You do not have to be good.

These words, which open the poem, establish the speaker’s direct address to the reader. Though compact and seemingly straightforward, this opening line carries a complex message. In saying that we readers “do not have to be good,” the speaker seeks to liberate us from the struggle we may feel to be morally upstanding people. The speaker implicitly recognizes that there is no single definition of goodness. The lack of clear definition makes it difficult to judge whether we are, in fact, good. And the more we question our own goodness, the more we tend to feel like we aren’t and can never be good enough. In this brief sentence, then, the speaker acknowledges how easily our desire to be good can send us down an existential spiral. This acknowledgement leads neatly to the following lines, where the speaker tells us readers that we needn’t repent for the sense of shame that results from never feeling good enough.

You only have to let the soft animal of your body
love what it loves.

These lines (lines 4–5) appear after the speaker has outlined what it is the reader doesn’t have to do. That is, we readers don’t need to obsess about how to be better people, nor should we needlessly punish ourselves for our faults. On the contrary, these lines inform us that all we must do to find our way is listen to our deepest selves. If we pay attention to our most genuine desires, then we can’t go wrong. The speaker’s message here is important, and so is the imagery they use to communicate that message. Consider the phrase, “the soft animal of your body.” On the one hand, this phrase sets up a contrast between the rigidity of social ideas about good and evil, and the pliability of flesh. On the other hand, the speaker’s phrasing creates an opposition between the illusory obsessions of the mind and the authentic needs of the body. In the broadest sense, these lines remind us readers that we are animals, a fact that prepares us to accept the speaker’s concluding claim that we have our own “place / in the family of things” (lines 17–18).
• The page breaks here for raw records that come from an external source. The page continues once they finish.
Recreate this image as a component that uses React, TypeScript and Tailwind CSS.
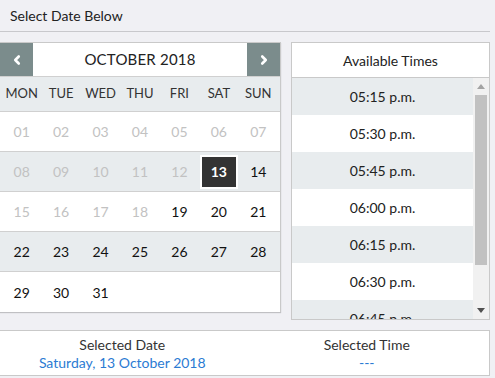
import React from 'react';
import { ChevronLeft, ChevronRight } from 'lucide-react';

const dayNames = ['MON', 'TUE', 'WED', 'THU', 'FRI', 'SAT', 'SUN'];

const weeks: { d: string; off?: boolean; sel?: boolean }[][] = [
  ['01', '02', '03', '04', '05', '06', '07'].map((d) => ({ d, off: true })),
  [
    ...['08', '09', '10', '11', '12'].map((d) => ({ d, off: true })),
    { d: '13', sel: true },
    { d: '14' },
  ],
  [...['15', '16', '17', '18'].map((d) => ({ d, off: true })), { d: '19' }, { d: '20' }, { d: '21' }],
  ['22', '23', '24', '25', '26', '27', '28'].map((d) => ({ d })),
  ['29', '30', '31', '', '', '', ''].map((d) => ({ d })),
];

const times = [
  '05:15 p.m.',
  '05:30 p.m.',
  '05:45 p.m.',
  '06:00 p.m.',
  '06:15 p.m.',
  '06:30 p.m.',
  '06:45 p.m.',
  '07:00 p.m.',
];

export default function App() {
  return (
    <div
      className="w-[495px] h-[378px] bg-[#f0f0f4] text-[#222] overflow-hidden"
      style={{ fontFamily: 'Lato, "Open Sans", sans-serif' }}
    >
      <div className="w-[490px]">
        <div className="h-[32px] px-[10px] pt-[5px] text-[14px] border-b border-[#c8c8cc]">
          Select Date Below
        </div>

        <div className="flex justify-between mt-[10px]">
          {/* calendar */}
          <div className="w-[281px] h-[270px] bg-white border border-[#c9c9c9] border-l-0 shadow-[0_1px_1px_rgba(0,0,0,0.2)]">
            <div className="h-[34px] flex border-b border-[#d0d0d0]">
              <div className="w-[33px] bg-[#7b8c8c] flex items-center justify-center">
                <ChevronLeft className="w-[14px] h-[14px] text-white" strokeWidth={4.5} />
              </div>
              <div className="flex-1 flex items-center justify-center text-[15px] tracking-[0.2px]">
                OCTOBER 2018
              </div>
              <div className="w-[33px] bg-[#7b8c8c] flex items-center justify-center">
                <ChevronRight className="w-[14px] h-[14px] text-white" strokeWidth={4.5} />
              </div>
            </div>
            <div className="h-[35px] grid grid-cols-7 px-[2px] bg-[#e8ecee] border-b border-[#d0d0d0] text-[13px] text-[#333]">
              {dayNames.map((n) => (
                <div key={n} className="flex items-center justify-center">
                  {n}
                </div>
              ))}
            </div>
            {weeks.map((w, i) => (
              <div
                key={i}
                className={`h-[40px] grid grid-cols-7 px-[2px] text-[14px] ${
                  i % 2 === 1 ? 'bg-[#e8ecee]' : 'bg-white'
                } ${i < weeks.length - 1 ? 'border-b border-[#d0d0d0]' : ''}`}
              >
                {w.map((c, j) => (
                  <div key={j} className="flex items-center justify-center">
                    {c.sel ? (
                      <div className="w-[38px] h-[34px] border-2 border-white bg-[#333] text-white font-bold flex items-center justify-center">
                        {c.d}
                      </div>
                    ) : (
                      <span className={c.off ? 'text-[#c2c2c2]' : 'text-[#111]'}>{c.d}</span>
                    )}
                  </div>
                ))}
              </div>
            ))}
          </div>

          {/* times */}
          <div className="w-[199px] h-[278px] bg-white border border-[#c9c9c9] flex flex-col">
            <div className="h-[35px] shrink-0 flex items-center justify-center text-[14px] border-b border-[#c9c9c9]">
              Available Times
            </div>
            <div className="flex flex-1 overflow-hidden">
              <div className="flex-1 overflow-hidden">
                {times.map((t, i) => (
                  <div
                    key={t}
                    className={`h-[37px] flex items-center justify-center text-[14px] ${
                      i % 2 === 0 ? 'bg-[#e8ecee]' : 'bg-white'
                    }`}
                  >
                    {t}
                  </div>
                ))}
              </div>
              <div className="w-[16px] bg-[#f1f1f1] flex flex-col items-center">
                <div className="h-[17px] flex items-center justify-center">
                  <svg width="8" height="5" viewBox="0 0 8 5">
                    <path d="M4 0 L8 5 L0 5 Z" fill="#a3a3a3" />
                  </svg>
                </div>
                <div className="w-[12px] h-[170px] bg-[#c1c1c1]" />
                <div className="flex-1" />
                <div className="h-[17px] flex items-center justify-center">
                  <svg width="8" height="5" viewBox="0 0 8 5">
                    <path d="M0 0 L8 0 L4 5 Z" fill="#505050" />
                  </svg>
                </div>
              </div>
            </div>
          </div>
        </div>

        {/* summary */}
        <div className="mt-[10px] h-[46px] bg-white border border-[#c9c9c9] border-l-0 grid grid-cols-2 text-[14px] leading-[18px]">
          <div className="flex flex-col items-center pt-[5px]">
            <div className="text-[#333]">Selected Date</div>
            <div className="text-[#2b7bd3]">Saturday, 13 October 2018</div>
          </div>
          <div className="flex flex-col items-center pt-[5px]">
            <div className="text-[#333]">Selected Time</div>
            <div className="text-[#2b7bd3]">---</div>
          </div>
        </div>
      </div>
    </div>
  );
}
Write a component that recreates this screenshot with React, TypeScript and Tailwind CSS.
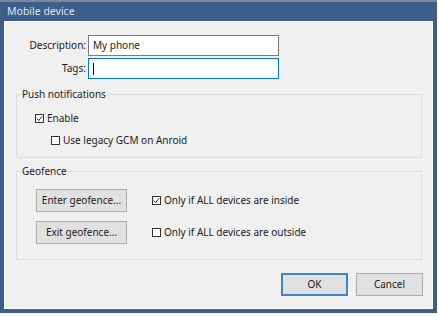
import React from 'react'

const font = { fontFamily: '"Noto Sans", "Open Sans", sans-serif' }

function Check({ checked }: { checked?: boolean }) {
  return (
    <span className="w-[9px] h-[9px] border border-[#333333] bg-white flex items-center justify-center shrink-0">
      {checked && (
        <svg width="7" height="7" viewBox="0 0 7 7">
          <path d="M0.8 3.6 L2.7 5.5 L6.2 1.2" fill="none" stroke="#222" strokeWidth="1" />
        </svg>
      )}
    </span>
  )
}

function CheckRow({ label, checked, className = '' }: { label: string; checked?: boolean; className?: string }) {
  return (
    <div className={`flex items-center gap-[3px] h-[16px] ${className}`}>
      <Check checked={checked} />
      <span>{label}</span>
    </div>
  )
}

function Btn({ children, primary, className = '' }: { children: React.ReactNode; primary?: boolean; className?: string }) {
  return (
    <button
      className={`h-[23px] bg-[#e1e1e1] flex items-center justify-center ${
        primary ? 'border-2 border-[#3a86d4]' : 'border border-[#adadad]'
      } ${className}`}
    >
      {children}
    </button>
  )
}

export default function App() {
  return (
    <div className="w-[439px] h-[316px] bg-white text-[10px] text-[#1b1b1b] leading-[15px]" style={font}>
      <div className="w-[437px] h-[313px] bg-[#3d5e8a] border-t-2 border-[#7c8696] flex flex-col px-[4px] pb-[4px]">
        <div className="h-[19px] flex items-center pl-[3px] text-[#dde5ef] text-[10.5px]">Mobile device</div>
        <div className="flex-1 bg-[#f0f0f0] border border-white flex flex-col">
          {/* fields */}
          <div className="flex flex-col gap-[2px] pt-[13px]">
            <div className="flex items-center gap-[2px]">
              <span className="w-[81px] text-right">Description:</span>
              <div className="w-[191px] h-[21px] bg-white border border-[#7a7a7a] flex items-center pl-[4px]">My phone</div>
            </div>
            <div className="flex items-center gap-[2px]">
              <span className="w-[81px] text-right">Tags:</span>
              <div className="w-[191px] h-[21px] bg-white border border-[#0078d7] flex items-center pl-[4px]">
                <span className="w-px h-[12px] bg-black" />
              </div>
            </div>
          </div>

          {/* push notifications */}
          <fieldset className="mt-[8px] ml-[11px] mr-[10px] border border-[#dcdcdc] px-[5px]">
            <legend className="leading-[15px]">Push notifications</legend>
            <div className="pl-[13px] pt-[8px] pb-[9px] flex flex-col gap-[6px]">
              <CheckRow label="Enable" checked />
              <CheckRow label="Use legacy GCM on Anroid" className="ml-[16px]" />
            </div>
          </fieldset>

          {/* geofence */}
          <fieldset className="mt-[6px] ml-[11px] mr-[10px] border border-[#dcdcdc] px-[5px]">
            <legend className="leading-[15px]">Geofence</legend>
            <div className="pl-[14px] pt-[10px] pb-[15px] flex flex-col gap-[9px]">
              <div className="flex items-center gap-[25px]">
                <Btn className="w-[91px]">Enter geofence...</Btn>
                <CheckRow label="Only if ALL devices are inside" checked />
              </div>
              <div className="flex items-center gap-[25px]">
                <Btn className="w-[91px]">Exit geofence...</Btn>
                <CheckRow label="Only if ALL devices are outside" />
              </div>
            </div>
          </fieldset>

          {/* dialog buttons */}
          <div className="mt-[13px] flex justify-end gap-[8px] pr-[9px]">
            <Btn primary className="w-[67px]">OK</Btn>
            <Btn className="w-[67px]">Cancel</Btn>
          </div>
        </div>
      </div>
    </div>
  )
}
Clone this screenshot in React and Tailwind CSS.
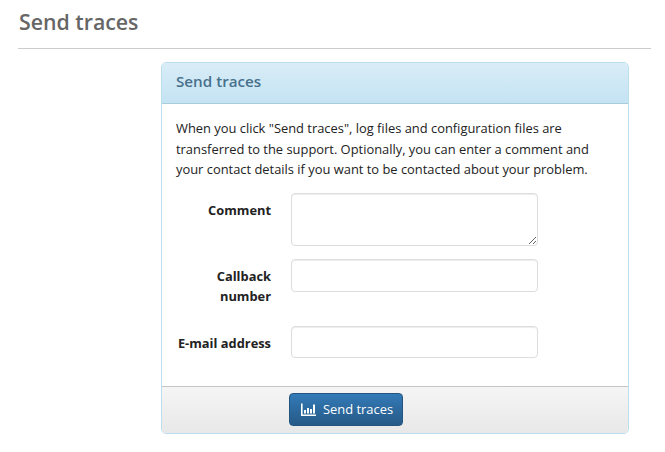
import React from "react";

const font = { fontFamily: '"Open Sans", "Noto Sans", sans-serif' };

function ChartIcon() {
  return (
    <svg width="15" height="14" viewBox="0 0 15 14" fill="white" className="shrink-0">
      <path d="M0 0.5h1.6v11H15V13H0z" />
      <rect x="3" y="7" width="2" height="3.5" />
      <rect x="6" y="5" width="2" height="5.5" />
      <rect x="9" y="6" width="2" height="4.5" />
      <rect x="12" y="1.5" width="2" height="9" />
    </svg>
  );
}

function Row({ label, className, children }) {
  return (
    <div className={`flex ${className}`}>
      <label className="w-[95px] shrink-0 text-right font-bold text-[12.85px] leading-5 text-[#222] pt-[7px]">{label}</label>
      <div className="ml-5 w-[247px]">{children}</div>
    </div>
  );
}

export default function App() {
  return (
    <div className="w-[665px] h-[452px] bg-white overflow-hidden" style={font}>
      <div className="mx-[18px] w-[633px] h-[49px] border-b border-[#ccc] pt-[6px] pl-px">
        <h1 className="text-[21.3px] leading-[32px] font-semibold text-[#666]">Send traces</h1>
      </div>
      <div className="ml-[161px] mt-[13px] w-[468px] h-[372px] flex flex-col rounded-[5px] border border-[#bbdfef] overflow-hidden">
        <div className="h-[41px] shrink-0 border-b border-[#a9ccd9] bg-gradient-to-b from-[#d9edf7] to-[#c4e3f3] px-[14px] pb-[3px] flex items-center">
          <h2 className="text-[15.2px] font-semibold text-[#47708c]">Send traces</h2>
        </div>
        <div className="flex-1 pl-[14px] pt-[14px]">
          <p className="w-[430px] text-[12.9px] leading-[20.5px] text-[#222]">
            When you click "Send traces", log files and configuration files are transferred to the support. Optionally, you can enter a comment and your contact details if you want to be contacted about your problem.
          </p>
          <Row label="Comment" className="mt-[13px]">
            <textarea className="block w-[247px] h-[53px] rounded border border-[#ddd] shadow-[inset_0_1px_1px_rgba(0,0,0,0.075)]" />
          </Row>
          <Row label="Callback number" className="mt-[13px]">
            <input className="block w-[247px] h-[33px] rounded border border-[#ddd] shadow-[inset_0_1px_1px_rgba(0,0,0,0.075)]" />
          </Row>
          <Row label="E-mail address" className="mt-[20px]">
            <input className="block w-[247px] h-[32px] rounded border border-[#ddd] shadow-[inset_0_1px_1px_rgba(0,0,0,0.075)]" />
          </Row>
        </div>
        <div className="h-[47px] shrink-0 border-t border-[#c4c4c4] bg-gradient-to-b from-[#f5f5f5] to-[#e8e8e8] pl-[127px] pt-[6px]">
          <button className="w-[114px] h-[33px] flex items-center pl-[11px] pt-px gap-[7px] rounded border border-[#245580] bg-gradient-to-b from-[#337ab7] to-[#265a88] text-white text-[12.9px]">
            <ChartIcon />
            <span>Send traces</span>
          </button>
        </div>
      </div>
    </div>
  );
}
Meanwhile the sun and the clear pebbles of the rain
are moving across the landscapes,
over the prairies and the deep trees,
the mountains and the rivers.

These lines (lines 8–11) form part of the transition from the poem’s first section, which focuses on the confinement of emotional hardship, to its second section, which evokes the expansiveness of the natural world. The key word in this transition is “meanwhile,” an adverb whose grammatical function is to redirect attention from one area of focus to another. In this case, the speaker aims to redirect our focus from our own internal struggles to the grandeur of the world outside ourselves. In these lines particularly, the speaker describes prairie and mountain landscapes that, in their lushness, should inspire us deeply. Note the speaker’s elemental emphasis on sun and rain, the two natural phenomena that most directly sustain life on earth. In contrast to the mind, which the speaker likens to a barren “desert” (line 3), it is the verdant world of rivers and trees that gives life its vibrancy and its deepest meaning.